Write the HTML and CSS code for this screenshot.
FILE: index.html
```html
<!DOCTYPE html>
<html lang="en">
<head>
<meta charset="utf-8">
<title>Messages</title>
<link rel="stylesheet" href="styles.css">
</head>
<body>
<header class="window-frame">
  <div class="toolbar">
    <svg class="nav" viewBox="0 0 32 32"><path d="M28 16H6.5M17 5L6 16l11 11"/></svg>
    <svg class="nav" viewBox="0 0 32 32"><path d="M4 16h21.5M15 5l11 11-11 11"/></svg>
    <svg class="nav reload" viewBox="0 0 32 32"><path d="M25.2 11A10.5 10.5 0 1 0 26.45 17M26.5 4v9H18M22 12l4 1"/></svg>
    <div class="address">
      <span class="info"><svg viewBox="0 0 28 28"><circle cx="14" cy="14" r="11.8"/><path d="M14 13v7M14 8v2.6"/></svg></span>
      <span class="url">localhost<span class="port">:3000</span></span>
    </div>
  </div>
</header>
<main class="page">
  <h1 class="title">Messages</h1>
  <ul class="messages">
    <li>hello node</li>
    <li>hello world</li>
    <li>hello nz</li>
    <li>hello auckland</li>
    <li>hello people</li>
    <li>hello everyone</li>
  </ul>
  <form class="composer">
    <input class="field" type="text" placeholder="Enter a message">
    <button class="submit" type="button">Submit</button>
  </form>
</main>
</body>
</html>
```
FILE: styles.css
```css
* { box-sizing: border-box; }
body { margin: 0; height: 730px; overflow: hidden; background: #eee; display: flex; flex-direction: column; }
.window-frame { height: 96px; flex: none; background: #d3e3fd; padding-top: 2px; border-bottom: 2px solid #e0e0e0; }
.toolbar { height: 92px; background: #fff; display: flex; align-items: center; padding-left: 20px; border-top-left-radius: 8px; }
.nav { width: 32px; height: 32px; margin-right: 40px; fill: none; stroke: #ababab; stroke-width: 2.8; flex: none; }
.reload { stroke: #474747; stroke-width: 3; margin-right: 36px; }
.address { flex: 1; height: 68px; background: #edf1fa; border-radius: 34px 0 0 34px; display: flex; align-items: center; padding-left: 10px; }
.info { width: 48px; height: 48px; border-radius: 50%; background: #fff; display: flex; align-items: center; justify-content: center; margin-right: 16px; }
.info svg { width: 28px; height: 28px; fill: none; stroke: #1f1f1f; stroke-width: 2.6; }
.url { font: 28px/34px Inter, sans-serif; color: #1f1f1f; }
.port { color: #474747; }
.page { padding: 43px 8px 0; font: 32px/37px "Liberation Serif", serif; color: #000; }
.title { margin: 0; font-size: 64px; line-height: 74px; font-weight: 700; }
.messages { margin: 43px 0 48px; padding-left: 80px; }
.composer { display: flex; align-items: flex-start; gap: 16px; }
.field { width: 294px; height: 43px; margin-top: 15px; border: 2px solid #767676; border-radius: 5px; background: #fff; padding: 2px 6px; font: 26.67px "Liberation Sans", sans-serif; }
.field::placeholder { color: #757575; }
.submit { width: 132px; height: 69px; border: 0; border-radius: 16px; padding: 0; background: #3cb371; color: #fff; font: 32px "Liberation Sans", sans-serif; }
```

#####

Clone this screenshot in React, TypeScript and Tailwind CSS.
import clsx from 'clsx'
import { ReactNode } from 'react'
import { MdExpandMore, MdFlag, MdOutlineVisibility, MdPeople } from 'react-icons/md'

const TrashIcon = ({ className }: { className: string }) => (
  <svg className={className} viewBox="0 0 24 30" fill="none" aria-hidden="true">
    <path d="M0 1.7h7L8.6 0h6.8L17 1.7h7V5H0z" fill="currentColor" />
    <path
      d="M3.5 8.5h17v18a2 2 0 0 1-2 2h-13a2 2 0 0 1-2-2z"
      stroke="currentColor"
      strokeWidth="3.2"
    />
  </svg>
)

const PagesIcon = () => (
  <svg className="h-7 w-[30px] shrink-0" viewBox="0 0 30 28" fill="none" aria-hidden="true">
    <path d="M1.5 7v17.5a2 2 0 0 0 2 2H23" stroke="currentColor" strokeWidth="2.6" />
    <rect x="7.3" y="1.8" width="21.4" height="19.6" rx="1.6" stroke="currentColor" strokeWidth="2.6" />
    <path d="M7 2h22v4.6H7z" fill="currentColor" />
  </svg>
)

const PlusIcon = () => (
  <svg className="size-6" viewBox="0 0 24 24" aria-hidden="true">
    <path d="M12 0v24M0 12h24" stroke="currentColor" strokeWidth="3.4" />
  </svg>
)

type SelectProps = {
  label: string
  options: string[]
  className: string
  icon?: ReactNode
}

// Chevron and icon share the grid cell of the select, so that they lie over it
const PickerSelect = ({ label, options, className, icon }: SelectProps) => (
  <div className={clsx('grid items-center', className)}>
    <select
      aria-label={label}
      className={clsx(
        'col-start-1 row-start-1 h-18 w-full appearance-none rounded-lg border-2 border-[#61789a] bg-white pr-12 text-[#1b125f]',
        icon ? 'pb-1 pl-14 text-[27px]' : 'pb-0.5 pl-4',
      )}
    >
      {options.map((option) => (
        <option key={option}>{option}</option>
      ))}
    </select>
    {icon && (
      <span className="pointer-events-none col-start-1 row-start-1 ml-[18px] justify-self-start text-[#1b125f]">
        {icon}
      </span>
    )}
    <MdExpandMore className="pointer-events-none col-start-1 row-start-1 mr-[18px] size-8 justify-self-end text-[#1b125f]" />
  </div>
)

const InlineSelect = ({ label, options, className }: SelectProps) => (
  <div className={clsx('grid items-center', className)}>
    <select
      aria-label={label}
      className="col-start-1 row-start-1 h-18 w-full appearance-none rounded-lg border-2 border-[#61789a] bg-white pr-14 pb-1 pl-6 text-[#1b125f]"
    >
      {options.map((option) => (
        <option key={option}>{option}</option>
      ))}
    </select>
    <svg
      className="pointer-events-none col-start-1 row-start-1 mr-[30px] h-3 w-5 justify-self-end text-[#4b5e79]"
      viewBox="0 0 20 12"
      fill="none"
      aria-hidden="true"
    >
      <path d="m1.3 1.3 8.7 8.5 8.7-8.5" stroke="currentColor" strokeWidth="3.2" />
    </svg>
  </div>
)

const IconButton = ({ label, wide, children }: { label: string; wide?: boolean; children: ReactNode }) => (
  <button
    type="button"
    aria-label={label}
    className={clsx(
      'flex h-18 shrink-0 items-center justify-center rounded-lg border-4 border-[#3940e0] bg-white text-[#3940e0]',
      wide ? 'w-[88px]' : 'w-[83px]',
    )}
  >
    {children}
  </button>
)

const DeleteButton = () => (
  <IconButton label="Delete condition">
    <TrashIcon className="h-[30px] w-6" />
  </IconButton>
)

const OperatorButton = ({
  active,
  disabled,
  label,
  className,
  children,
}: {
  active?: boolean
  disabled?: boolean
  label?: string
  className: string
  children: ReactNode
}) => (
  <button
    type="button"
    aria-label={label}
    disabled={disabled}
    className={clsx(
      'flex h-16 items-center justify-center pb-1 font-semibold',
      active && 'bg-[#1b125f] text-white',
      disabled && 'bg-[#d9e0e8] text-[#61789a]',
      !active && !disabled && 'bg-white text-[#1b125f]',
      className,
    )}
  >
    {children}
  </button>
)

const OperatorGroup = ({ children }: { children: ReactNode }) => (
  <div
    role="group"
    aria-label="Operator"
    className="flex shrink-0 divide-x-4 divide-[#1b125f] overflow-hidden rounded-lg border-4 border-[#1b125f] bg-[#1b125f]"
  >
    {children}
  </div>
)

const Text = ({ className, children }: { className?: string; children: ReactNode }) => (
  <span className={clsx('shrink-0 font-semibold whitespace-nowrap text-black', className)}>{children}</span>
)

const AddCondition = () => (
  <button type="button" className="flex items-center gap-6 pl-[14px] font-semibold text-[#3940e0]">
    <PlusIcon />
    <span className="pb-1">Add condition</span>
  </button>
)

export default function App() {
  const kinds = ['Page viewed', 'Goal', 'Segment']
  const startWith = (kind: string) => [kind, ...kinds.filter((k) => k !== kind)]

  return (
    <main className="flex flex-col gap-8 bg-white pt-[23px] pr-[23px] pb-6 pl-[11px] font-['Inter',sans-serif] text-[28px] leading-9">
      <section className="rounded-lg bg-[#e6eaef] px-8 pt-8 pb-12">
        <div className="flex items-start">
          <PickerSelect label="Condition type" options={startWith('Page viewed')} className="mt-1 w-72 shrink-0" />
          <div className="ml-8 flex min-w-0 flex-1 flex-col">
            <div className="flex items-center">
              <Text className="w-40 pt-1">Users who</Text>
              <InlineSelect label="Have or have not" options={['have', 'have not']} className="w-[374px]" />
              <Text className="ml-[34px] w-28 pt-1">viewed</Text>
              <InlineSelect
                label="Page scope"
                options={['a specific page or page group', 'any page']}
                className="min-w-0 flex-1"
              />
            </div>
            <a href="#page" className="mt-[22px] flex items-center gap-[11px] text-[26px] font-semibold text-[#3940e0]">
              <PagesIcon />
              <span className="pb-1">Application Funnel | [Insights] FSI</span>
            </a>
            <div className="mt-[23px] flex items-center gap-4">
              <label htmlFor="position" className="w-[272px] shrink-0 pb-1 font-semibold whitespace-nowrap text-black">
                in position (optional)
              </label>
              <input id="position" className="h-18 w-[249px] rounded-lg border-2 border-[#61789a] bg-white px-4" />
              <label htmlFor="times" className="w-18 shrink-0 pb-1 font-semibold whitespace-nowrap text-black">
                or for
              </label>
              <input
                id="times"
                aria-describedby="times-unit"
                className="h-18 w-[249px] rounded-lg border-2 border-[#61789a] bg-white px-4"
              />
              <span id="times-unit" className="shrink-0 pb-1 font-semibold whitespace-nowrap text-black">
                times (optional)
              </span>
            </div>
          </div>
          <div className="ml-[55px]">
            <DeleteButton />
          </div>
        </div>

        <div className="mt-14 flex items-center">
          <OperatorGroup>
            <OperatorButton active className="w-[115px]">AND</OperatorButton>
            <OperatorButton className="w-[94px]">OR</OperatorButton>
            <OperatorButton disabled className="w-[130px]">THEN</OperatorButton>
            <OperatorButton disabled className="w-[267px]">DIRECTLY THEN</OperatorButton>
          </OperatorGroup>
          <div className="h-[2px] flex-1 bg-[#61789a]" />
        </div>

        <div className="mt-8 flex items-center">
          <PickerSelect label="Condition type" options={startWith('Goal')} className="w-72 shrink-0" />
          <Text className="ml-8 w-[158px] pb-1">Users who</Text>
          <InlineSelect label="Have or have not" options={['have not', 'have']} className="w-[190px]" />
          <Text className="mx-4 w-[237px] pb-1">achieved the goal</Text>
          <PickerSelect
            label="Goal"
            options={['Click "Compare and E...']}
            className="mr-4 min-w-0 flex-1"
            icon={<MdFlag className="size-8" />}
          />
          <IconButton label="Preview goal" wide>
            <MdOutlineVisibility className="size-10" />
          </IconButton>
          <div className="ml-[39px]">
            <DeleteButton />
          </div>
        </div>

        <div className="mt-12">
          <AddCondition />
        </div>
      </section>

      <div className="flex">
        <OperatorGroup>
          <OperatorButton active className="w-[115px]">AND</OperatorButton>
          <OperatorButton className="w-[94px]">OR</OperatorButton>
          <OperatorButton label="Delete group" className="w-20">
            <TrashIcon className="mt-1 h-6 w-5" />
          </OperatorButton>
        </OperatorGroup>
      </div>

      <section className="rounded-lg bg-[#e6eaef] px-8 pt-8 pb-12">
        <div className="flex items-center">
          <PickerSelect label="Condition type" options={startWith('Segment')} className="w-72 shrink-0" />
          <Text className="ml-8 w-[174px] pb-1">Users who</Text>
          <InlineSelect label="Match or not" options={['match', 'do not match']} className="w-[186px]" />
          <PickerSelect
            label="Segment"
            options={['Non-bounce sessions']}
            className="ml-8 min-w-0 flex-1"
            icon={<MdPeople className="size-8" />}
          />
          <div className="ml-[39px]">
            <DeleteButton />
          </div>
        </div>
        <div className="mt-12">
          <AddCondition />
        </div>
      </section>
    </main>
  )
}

#####

§ TASK DIRECTIONS
In the records above, find each line with the word "this" and copy it.

§ SOLUTION TO THE PROBLEM
Write the HTML and CSS code for this screenshot.
Clone this screenshot in React, TypeScript and Tailwind CSS.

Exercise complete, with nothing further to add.